** Stated goal **
Your answer must consist solely of the number of lines that contain the word "Write".

** Entries supplied **
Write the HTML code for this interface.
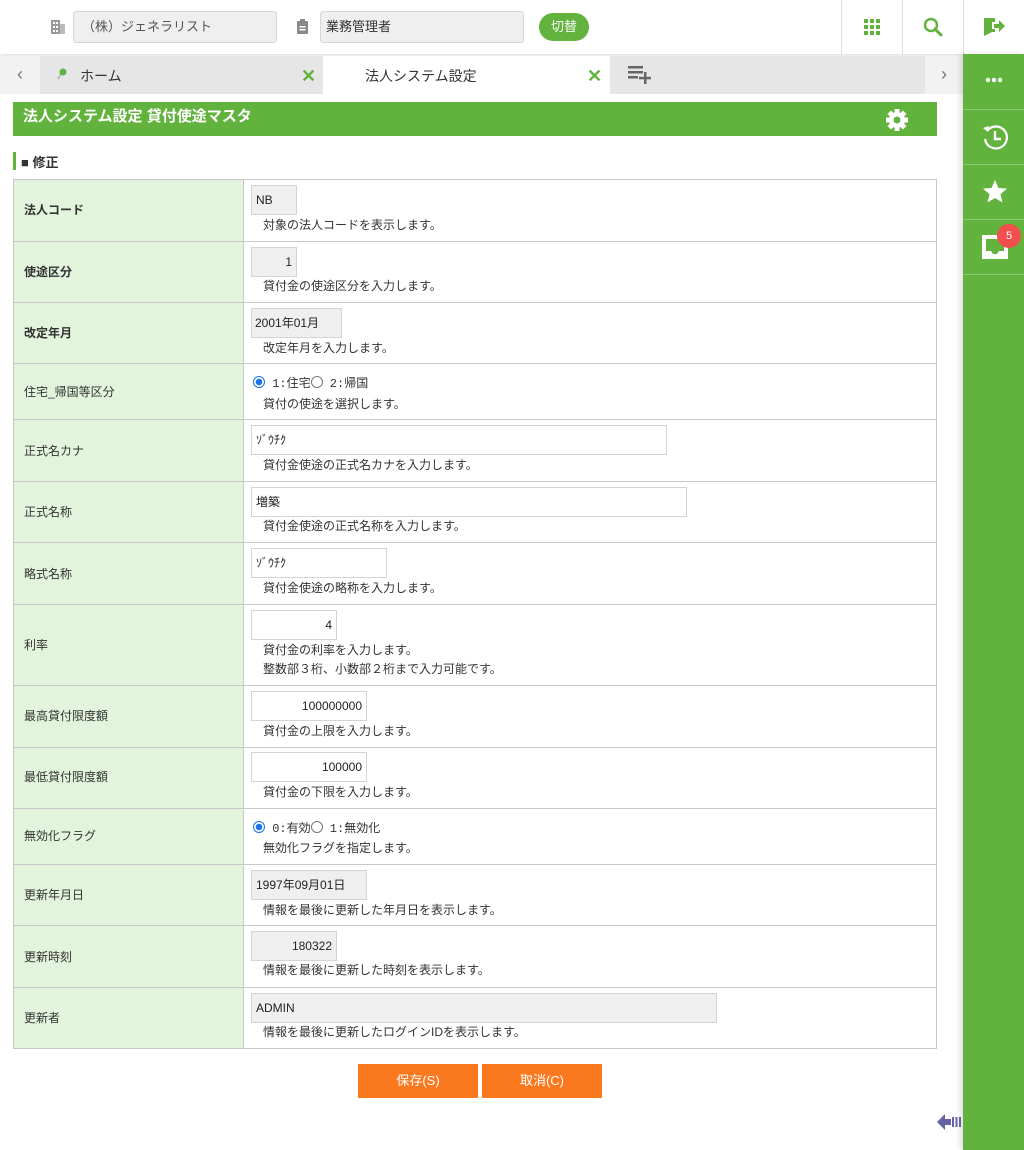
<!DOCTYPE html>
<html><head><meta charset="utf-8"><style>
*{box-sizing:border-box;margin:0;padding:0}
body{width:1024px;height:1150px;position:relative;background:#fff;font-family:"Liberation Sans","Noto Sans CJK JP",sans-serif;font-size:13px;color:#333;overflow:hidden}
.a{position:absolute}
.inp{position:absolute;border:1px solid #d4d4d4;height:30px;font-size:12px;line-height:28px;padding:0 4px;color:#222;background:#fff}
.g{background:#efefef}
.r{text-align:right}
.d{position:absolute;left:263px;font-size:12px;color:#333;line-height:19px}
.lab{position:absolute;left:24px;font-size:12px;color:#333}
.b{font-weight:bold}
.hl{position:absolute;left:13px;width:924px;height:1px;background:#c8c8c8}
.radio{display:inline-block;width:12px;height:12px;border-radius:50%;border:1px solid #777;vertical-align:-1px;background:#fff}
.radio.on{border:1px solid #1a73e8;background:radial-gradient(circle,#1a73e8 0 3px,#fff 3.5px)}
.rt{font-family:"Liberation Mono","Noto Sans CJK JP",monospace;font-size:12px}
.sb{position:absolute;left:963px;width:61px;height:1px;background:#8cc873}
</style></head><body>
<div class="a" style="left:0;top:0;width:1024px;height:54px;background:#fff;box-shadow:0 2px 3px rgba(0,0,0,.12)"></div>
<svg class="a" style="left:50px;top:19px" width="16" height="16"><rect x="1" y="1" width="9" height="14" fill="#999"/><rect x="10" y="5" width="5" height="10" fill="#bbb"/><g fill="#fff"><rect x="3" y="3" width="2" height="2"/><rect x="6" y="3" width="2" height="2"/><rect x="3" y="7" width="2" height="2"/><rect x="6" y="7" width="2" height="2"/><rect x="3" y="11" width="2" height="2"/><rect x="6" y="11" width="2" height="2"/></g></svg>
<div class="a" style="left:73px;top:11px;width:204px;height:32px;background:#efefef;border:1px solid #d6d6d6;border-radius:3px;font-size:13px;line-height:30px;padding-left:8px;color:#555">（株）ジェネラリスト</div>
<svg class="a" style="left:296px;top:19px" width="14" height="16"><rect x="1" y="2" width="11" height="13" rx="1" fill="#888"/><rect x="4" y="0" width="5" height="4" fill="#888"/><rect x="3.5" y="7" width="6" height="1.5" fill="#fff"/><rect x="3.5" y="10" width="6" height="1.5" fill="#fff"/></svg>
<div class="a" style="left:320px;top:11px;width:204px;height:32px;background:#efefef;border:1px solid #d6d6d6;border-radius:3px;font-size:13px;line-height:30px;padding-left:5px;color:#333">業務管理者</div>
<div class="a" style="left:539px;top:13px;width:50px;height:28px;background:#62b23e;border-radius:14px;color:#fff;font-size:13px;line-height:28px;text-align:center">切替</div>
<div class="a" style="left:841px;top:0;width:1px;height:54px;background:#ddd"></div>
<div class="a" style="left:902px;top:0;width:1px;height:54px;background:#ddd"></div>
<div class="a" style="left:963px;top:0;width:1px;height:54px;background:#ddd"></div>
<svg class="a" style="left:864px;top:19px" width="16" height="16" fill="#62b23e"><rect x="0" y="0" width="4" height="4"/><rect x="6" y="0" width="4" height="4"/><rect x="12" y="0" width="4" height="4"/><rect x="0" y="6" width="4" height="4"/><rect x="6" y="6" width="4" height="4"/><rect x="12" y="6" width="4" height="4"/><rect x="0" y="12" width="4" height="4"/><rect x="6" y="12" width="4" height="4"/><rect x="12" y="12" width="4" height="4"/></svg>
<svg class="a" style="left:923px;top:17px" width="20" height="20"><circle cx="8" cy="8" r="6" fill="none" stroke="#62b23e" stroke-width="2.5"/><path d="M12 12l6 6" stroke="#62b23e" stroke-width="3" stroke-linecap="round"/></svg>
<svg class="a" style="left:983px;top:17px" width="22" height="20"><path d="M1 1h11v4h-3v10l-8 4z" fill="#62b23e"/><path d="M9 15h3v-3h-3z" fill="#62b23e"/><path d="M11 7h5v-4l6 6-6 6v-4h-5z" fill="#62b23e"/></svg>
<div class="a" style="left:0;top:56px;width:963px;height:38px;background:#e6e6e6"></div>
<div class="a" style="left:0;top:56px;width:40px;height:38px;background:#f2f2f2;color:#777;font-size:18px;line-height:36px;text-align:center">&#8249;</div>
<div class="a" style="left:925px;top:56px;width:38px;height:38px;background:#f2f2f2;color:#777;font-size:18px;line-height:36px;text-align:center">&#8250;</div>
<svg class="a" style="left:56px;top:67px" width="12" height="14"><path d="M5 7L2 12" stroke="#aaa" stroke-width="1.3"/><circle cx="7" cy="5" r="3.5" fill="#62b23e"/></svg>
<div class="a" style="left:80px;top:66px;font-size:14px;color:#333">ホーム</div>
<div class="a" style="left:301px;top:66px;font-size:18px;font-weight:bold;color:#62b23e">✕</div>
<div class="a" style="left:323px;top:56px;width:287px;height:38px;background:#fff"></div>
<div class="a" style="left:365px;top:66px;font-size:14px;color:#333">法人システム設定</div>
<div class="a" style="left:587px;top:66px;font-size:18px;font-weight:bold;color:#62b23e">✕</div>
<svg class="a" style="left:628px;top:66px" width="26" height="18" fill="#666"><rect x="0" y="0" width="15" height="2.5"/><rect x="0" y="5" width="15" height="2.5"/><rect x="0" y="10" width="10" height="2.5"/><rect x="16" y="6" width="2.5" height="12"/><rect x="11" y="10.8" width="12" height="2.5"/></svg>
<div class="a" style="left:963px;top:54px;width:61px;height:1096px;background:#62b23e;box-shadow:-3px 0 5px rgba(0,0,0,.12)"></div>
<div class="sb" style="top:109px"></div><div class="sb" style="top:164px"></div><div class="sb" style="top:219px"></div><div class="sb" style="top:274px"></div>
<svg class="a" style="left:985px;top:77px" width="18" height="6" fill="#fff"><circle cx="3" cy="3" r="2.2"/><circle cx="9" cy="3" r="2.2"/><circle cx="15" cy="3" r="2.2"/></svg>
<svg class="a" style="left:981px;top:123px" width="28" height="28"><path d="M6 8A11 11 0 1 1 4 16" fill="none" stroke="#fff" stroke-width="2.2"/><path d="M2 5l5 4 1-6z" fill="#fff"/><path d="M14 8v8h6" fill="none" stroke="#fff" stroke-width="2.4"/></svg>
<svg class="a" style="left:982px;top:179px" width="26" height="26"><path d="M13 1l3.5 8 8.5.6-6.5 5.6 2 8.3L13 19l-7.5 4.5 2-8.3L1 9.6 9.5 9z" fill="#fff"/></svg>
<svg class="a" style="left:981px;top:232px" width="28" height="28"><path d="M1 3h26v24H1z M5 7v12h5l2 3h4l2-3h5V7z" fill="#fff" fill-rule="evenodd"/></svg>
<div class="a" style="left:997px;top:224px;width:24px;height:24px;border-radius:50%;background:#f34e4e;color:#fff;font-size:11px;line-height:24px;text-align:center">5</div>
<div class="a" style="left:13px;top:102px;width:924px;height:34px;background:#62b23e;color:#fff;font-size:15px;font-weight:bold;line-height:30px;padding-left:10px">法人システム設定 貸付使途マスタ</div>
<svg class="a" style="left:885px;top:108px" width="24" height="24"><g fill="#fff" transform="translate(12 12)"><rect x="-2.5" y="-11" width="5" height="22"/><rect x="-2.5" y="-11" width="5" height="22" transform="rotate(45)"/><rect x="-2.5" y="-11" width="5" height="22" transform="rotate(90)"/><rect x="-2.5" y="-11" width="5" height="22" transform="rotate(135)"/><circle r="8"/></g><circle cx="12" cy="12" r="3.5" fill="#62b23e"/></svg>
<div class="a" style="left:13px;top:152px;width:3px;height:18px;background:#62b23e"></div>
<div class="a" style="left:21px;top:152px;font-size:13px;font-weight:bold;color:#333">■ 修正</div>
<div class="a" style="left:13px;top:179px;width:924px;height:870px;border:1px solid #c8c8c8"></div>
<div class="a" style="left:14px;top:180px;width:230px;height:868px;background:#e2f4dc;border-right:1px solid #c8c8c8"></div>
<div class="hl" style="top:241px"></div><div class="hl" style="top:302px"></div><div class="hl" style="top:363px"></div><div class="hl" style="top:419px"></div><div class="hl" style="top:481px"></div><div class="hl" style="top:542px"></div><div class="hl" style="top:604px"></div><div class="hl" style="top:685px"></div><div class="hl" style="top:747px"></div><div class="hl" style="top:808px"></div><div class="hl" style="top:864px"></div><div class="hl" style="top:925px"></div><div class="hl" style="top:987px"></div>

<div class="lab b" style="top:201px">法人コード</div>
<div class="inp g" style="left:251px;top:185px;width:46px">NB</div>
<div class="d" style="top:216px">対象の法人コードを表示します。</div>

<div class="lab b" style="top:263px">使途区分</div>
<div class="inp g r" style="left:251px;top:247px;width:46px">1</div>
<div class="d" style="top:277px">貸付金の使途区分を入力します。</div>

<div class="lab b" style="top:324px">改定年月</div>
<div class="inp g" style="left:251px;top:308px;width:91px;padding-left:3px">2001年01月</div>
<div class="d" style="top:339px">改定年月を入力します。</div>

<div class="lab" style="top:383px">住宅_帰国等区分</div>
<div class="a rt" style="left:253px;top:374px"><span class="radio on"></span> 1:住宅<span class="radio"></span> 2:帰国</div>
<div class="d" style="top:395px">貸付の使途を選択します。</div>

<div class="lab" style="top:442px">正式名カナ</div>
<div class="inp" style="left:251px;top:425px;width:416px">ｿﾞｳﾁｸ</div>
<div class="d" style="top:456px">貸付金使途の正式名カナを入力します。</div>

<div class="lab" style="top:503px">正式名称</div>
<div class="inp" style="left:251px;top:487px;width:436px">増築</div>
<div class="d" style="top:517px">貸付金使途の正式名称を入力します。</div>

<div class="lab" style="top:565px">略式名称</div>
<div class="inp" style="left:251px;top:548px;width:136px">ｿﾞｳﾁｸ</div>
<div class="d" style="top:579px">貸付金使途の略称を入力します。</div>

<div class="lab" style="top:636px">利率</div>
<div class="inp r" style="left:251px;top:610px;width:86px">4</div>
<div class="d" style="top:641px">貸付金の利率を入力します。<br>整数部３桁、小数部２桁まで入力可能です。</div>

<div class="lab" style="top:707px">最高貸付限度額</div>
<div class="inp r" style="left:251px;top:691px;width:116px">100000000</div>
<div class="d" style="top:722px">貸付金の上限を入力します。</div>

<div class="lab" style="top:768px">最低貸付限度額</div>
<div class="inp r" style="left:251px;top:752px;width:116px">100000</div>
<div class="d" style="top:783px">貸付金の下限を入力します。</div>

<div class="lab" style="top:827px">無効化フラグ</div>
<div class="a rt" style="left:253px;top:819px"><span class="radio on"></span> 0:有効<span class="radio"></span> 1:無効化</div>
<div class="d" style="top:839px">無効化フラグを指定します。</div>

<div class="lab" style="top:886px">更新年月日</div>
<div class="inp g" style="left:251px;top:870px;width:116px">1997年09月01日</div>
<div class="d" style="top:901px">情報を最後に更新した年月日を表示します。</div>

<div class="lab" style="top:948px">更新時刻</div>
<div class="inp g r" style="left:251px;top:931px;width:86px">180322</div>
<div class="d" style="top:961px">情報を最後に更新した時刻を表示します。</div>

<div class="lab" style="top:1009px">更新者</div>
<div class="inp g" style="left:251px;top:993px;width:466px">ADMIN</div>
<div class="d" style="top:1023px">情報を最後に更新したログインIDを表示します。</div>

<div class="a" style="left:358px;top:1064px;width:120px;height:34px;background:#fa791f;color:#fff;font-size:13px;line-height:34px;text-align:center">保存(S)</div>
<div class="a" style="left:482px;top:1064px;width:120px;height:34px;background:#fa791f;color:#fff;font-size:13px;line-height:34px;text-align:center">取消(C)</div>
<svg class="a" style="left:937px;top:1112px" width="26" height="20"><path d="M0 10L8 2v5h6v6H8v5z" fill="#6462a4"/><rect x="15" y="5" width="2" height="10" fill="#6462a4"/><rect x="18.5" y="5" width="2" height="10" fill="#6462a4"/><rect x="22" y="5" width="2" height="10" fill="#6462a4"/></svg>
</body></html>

...

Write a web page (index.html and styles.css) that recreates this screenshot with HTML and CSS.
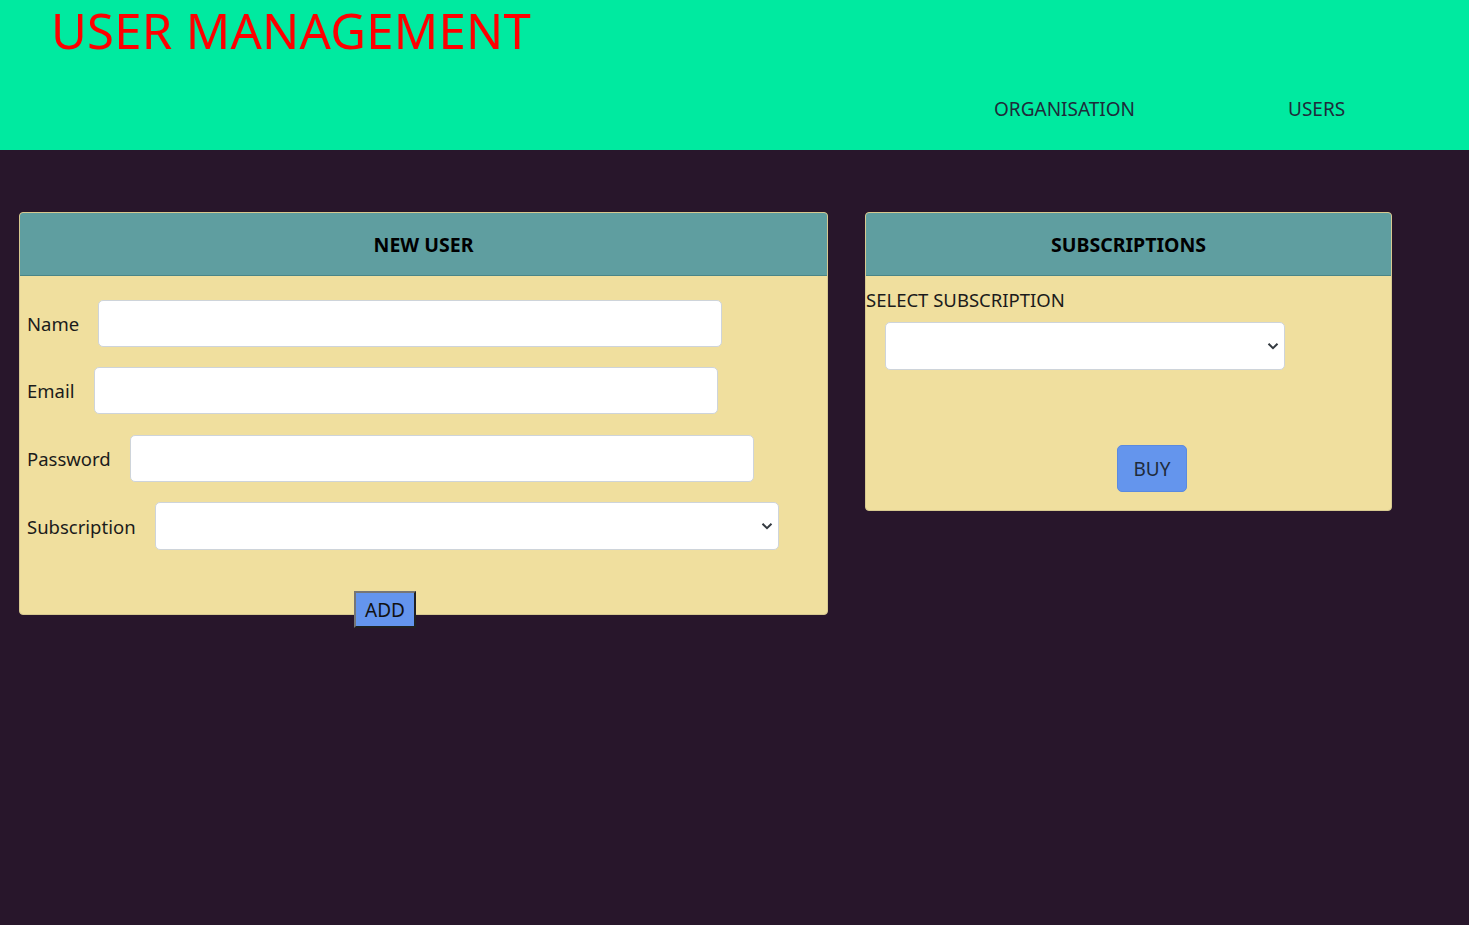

** Exercise output **
2